A snapshot of resilience across 11 utilities in the Asia-Pacific region
| Huaneng | Korea Electric | NTPC | China Resources | JERA | PLN | Tenaga | J-Power | CLP | Chubu | Power Assets | |
|---|---|---|---|---|---|---|---|---|---|---|---|
| 1. Exposure and vulnerability | |||||||||||
| 2. Governance, risk management and engagement | |||||||||||
| 3. Adaptation, implementation and capital allocation |
Legend
All underlying criteria are rated green
At least one non-green criterion and less than 50% of the criteria are red
At least 50% of the criteria within the component are red (or not disclosed)
Source: MSCI Sustainability & Climate, data as of July 1, 2025.
“For utilities in Asia, failure to adapt to the impacts of a warming world will likely increase operational costs, fixed asset losses, and the potential for stranded asset risks,” note MSCI Institute fellows Siyao He and Ser Jin Tan who co-authored the analysis. “For investors, physical climate risks represent tangible threats to asset values and portfolio returns, underscoring the need to integrate these risks into investment analysis and risk management frameworks.”

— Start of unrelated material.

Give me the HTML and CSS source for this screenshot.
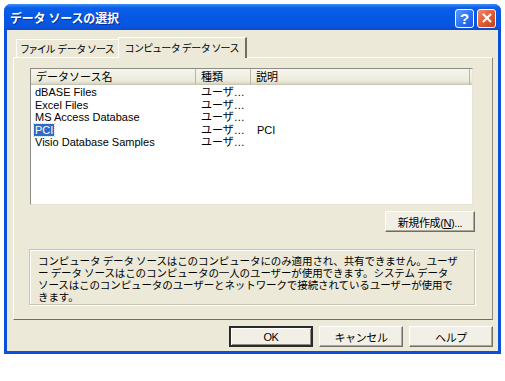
FILE: index.html
```html
<!DOCTYPE html>
<html lang="ja">
<head>
    <meta charset="UTF-8">
    <title>データ ソースの選択</title>
    <link rel="stylesheet" href="styles.css">
</head>
<body>
    <div class="window">
        <div class="titlebar">
            <span class="title">データ ソースの選択</span>
            <div class="caption-buttons">
                <div class="cap help">?</div>
                <div class="cap close">
                    <svg width="12" height="12" viewBox="0 0 12 12">
                        <line x1="2" y1="2" x2="10" y2="10" />
                        <line x1="10" y1="2" x2="2" y2="10" />
                    </svg>
                </div>
            </div>
        </div>
        <div class="client">
            <div class="tabs">
                <div class="tab file">ファイル データ ソース</div>
                <div class="tab active">コンピュータ データ ソース</div>
            </div>
            <div class="panel">
                <div class="listview">
                    <div class="lv-head">
                        <div class="col">データソース名</div>
                        <div class="col">種類</div>
                        <div class="col">説明</div>
                    </div>
                    <div class="lv-body">
                        <div class="lv-row"><span>dBASE Files</span><span>ユーザ…</span><span></span></div>
                        <div class="lv-row"><span>Excel Files</span><span>ユーザ…</span><span></span></div>
                        <div class="lv-row"><span>MS Access Database</span><span>ユーザ…</span><span></span></div>
                        <div class="lv-row"><span><em class="sel">PCI</em></span><span>ユーザ…</span><span>PCI</span></div>
                        <div class="lv-row"><span>Visio Database Samples</span><span>ユーザ…</span><span></span></div>
                    </div>
                </div>
                <div class="new-row">
                    <button class="btn new">新規作成(<u>N</u>)...</button>
                </div>
                <div class="groupbox">
                    <p class="desc">コンピュータ データ ソースはこのコンピュータにのみ適用され、共有できません。ユーザ<br>ー データ ソースはこのコンピュータの一人のユーザーが使用できます。システム データ<br>ソースはこのコンピュータのユーザーとネットワークで接続されているユーザーが使用で<br>きます。</p>
                </div>
            </div>
            <div class="footer">
                <button class="btn default">OK</button>
                <button class="btn">キャンセル</button>
                <button class="btn">ヘルプ</button>
            </div>
        </div>
    </div>
</body>
</html>
```

FILE: styles.css
```css
* {
    margin: 0;
    padding: 0;
    box-sizing: border-box;
}

body {
    background: #ffffff;
    font-family: "Liberation Sans", "Noto Sans CJK JP", sans-serif;
    font-size: 11px;
    color: #000000;
}

.window {
    margin: 4px 0 0 4px;
    width: 497px;
    height: 350px;
    background: #0a50dc;
    border-radius: 7px 7px 0 0;
    padding: 0 3px 3px 3px;
    display: flex;
    flex-direction: column;
}

.titlebar {
    height: 26px;
    margin: 0 -3px;
    padding: 0 5px 0 6px;
    border-radius: 7px 7px 0 0;
    background: linear-gradient(to bottom, #3d8cf6 0%, #0a5ee8 15%, #0558e4 55%, #0a55df 85%, #0a4ad0 100%);
    display: flex;
    align-items: center;
    justify-content: space-between;
}

.title {
    color: #ffffff;
    font-weight: bold;
    font-size: 12px;
    letter-spacing: -0.2px;
    text-shadow: 1px 1px 0 #0a2e9a;
}

.caption-buttons {
    display: flex;
    gap: 3px;
    padding-top: 2px;
}

.cap {
    width: 19px;
    height: 19px;
    border: 1px solid #ffffff;
    border-radius: 3px;
    display: flex;
    align-items: center;
    justify-content: center;
}

.help {
    background: linear-gradient(135deg, #5a9afc 0%, #2a6ef0 60%, #1c55d8 100%);
    color: #ffffff;
    font-weight: bold;
    font-size: 15px;
}

.close {
    background: linear-gradient(135deg, #f08a6a 0%, #e05a30 55%, #c8401c 100%);
}

.close line {
    stroke: #ffffff;
    stroke-width: 2.2;
}

.client {
    flex: 1;
    background: #ece9d8;
    padding: 7px 5px 0 6px;
    display: flex;
    flex-direction: column;
}

.tabs {
    display: flex;
    align-items: flex-end;
    height: 20px;
    padding-left: 3px;
}

.tab {
    height: 18px;
    padding-top: 2px;
    border: 1px solid #ffffff;
    border-right-color: #8c8a80;
    border-bottom: none;
    font-family: "Noto Sans CJK JP", sans-serif;
    font-size: 10px;
    line-height: 13px;
    font-feature-settings: "palt";
    text-align: center;
    white-space: nowrap;
}

.tab.file {
    width: 103px;
}

.tab + .tab {
    margin-left: -1px;
}

.tab.active {
    width: 129px;
    height: 21px;
    margin-bottom: -1px;
    padding-top: 3px;
    background: #ece9d8;
    position: relative;
    border-right: 2px solid #6e6d66;
}

.panel {
    height: 263px;
    border: 1px solid #ffffff;
    border-right-color: #8c8a80;
    border-bottom: 1px solid #6e6d66;
    padding: 10px 19px 0 16px;
}

.listview {
    height: 137px;
    background: #ffffff;
    border: 1px solid #8e8d85;
    border-right-color: #e6e4d8;
    border-bottom-color: #e6e4d8;
}

.lv-head {
    display: grid;
    grid-template-columns: 165px 55px 1fr;
    height: 16px;
    background: linear-gradient(to bottom, #f6f5ee 0%, #ebeadb 80%, #d6d3c0 100%);
    border-bottom: 1px solid #c8c5b2;
    font-family: "Noto Sans CJK JP", sans-serif;
    font-size: 11px;
    line-height: 15px;
}

.lv-head .col {
    padding-left: 5px;
    border-right: 1px solid #b9b6a4;
}

.lv-head .col:last-child {
    margin-right: 2px;
}

.lv-body {
    padding-top: 1px;
}

.lv-row {
    display: grid;
    grid-template-columns: 165px 55px 1fr;
    height: 12.5px;
    line-height: 12.5px;
}

.lv-row span {
    padding-left: 4px;
    white-space: nowrap;
}

.lv-row span:nth-child(2) {
    padding-left: 5px;
}

.lv-row span:nth-child(3) {
    padding-left: 6px;
}

.sel {
    font-style: normal;
    background: #316ac5;
    color: #ffffff;
    outline: 1px dotted #c8d8f0;
    padding: 0 1px;
    margin-left: -1px;
}

.new-row {
    display: flex;
    justify-content: flex-end;
    margin-top: 6px;
    margin-right: -2px;
}

.btn {
    height: 21px;
    width: 84px;
    font-family: "Liberation Sans", "Noto Sans CJK JP", sans-serif;
    font-size: 11px;
    letter-spacing: -0.4px;
    color: #000000;
    background: #f2f0e6;
    border: 1px solid #ffffff;
    border-right-color: #716f64;
    border-bottom-color: #716f64;
    box-shadow: inset -1px -1px 0 #aca899;
}

.btn.new {
    width: 90px;
}

.btn.default {
    border: 2px solid #2a2a28;
    box-shadow: inset 1px 1px 0 #ffffff, inset -1px -1px 0 #8e8c82;
}

.groupbox {
    margin-top: 17px;
    height: 56px;
    margin-left: -1px;
    margin-right: -2px;
    border: 1px solid #c8c5b4;
    box-shadow: 1px 1px 0 #ffffff, inset 1px 1px 0 #ffffff;
    padding: 5px 8px 0 8px;
}

.desc {
    font-family: "Noto Sans CJK JP", sans-serif;
    font-size: 10.5px;
    letter-spacing: -0.1px;
    line-height: 12px;
    white-space: nowrap;
}

.footer {
    display: flex;
    justify-content: flex-end;
    gap: 6px;
    margin-top: 6px;
}
```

Asia’s power sector is central to addressing the global climate crisis, observes the report, which notes that the region holds both the lion’s share of coal-fired electricity-generation capacity globally, while the utilities sector contributes more than half (54%) of the region’s carbon emissions.
Legend
Coal power plant
Oil power plant
Gas power plant
Biomass power plant
Geothermal power plant
Nuclear power plant
Hydro power plant
Solar power plant
Wind power plant
Clustering of utilities’ assets across the Asia-Pacific region

Hazards hitting utilities hardest in the region range from extreme heat in Mainland China, India, Indonesia and Malaysia, to extreme precipitation in Hong Kong, Japan and South Korea. The analysis identifies numerous clusters of 25 or more power plants of similar technologies operating within 50 kilometres of one another, creating areas of potential vulnerability if extreme weather events disrupt multiple facilities simultaneously.
Gaps in planning
The report finds a gap between the threat of physical climate risks and Asia utilities’ readiness to withstand them. To inform their analysis, the authors developed a framework based on investor expectations mapped by AIGCC and others that assesses utilities’ readiness to withstand physical risk based on exposure to extreme weather events, governance and risk management, and implementation with a focus on nine criteria.
While all but one of the 11 utilities, for example, have put in place oversight of physical risk by directors or folded physical risk into enterprise risk management, only two have published specific measures of adaptation. None of the utilities examined have disclosed whether they direct a portion of capital spending to harden infrastructure or improve monitoring and maintenance.
The analysis underpins a series of recommendations by AIGCC that are designed to inform engagement on utilities’ adaptation planning and strengthen their climate resilience. Utilities should assess climate-related physical risk across their assets, with a focus on locally relevant threats, which range from water scarcity in Japan to extreme heat in China and India. Utilities also should support policy and rules that strengthen grid resilience and make adaptation part of business strategy that includes a shift to low-carbon generation.
Policymakers, the report suggests, should make physical risk in the utilities sector part of national adaptation plans and related policy roadmaps. For their part, institutional investors should make physical risk part of corporate engagement at the utilities they invest in, recommends AIGCC, as well as advocate for strengthening climate disclosure to help ensure that utilities publish information about climate-related physical risk and the measures they’re taking to address it.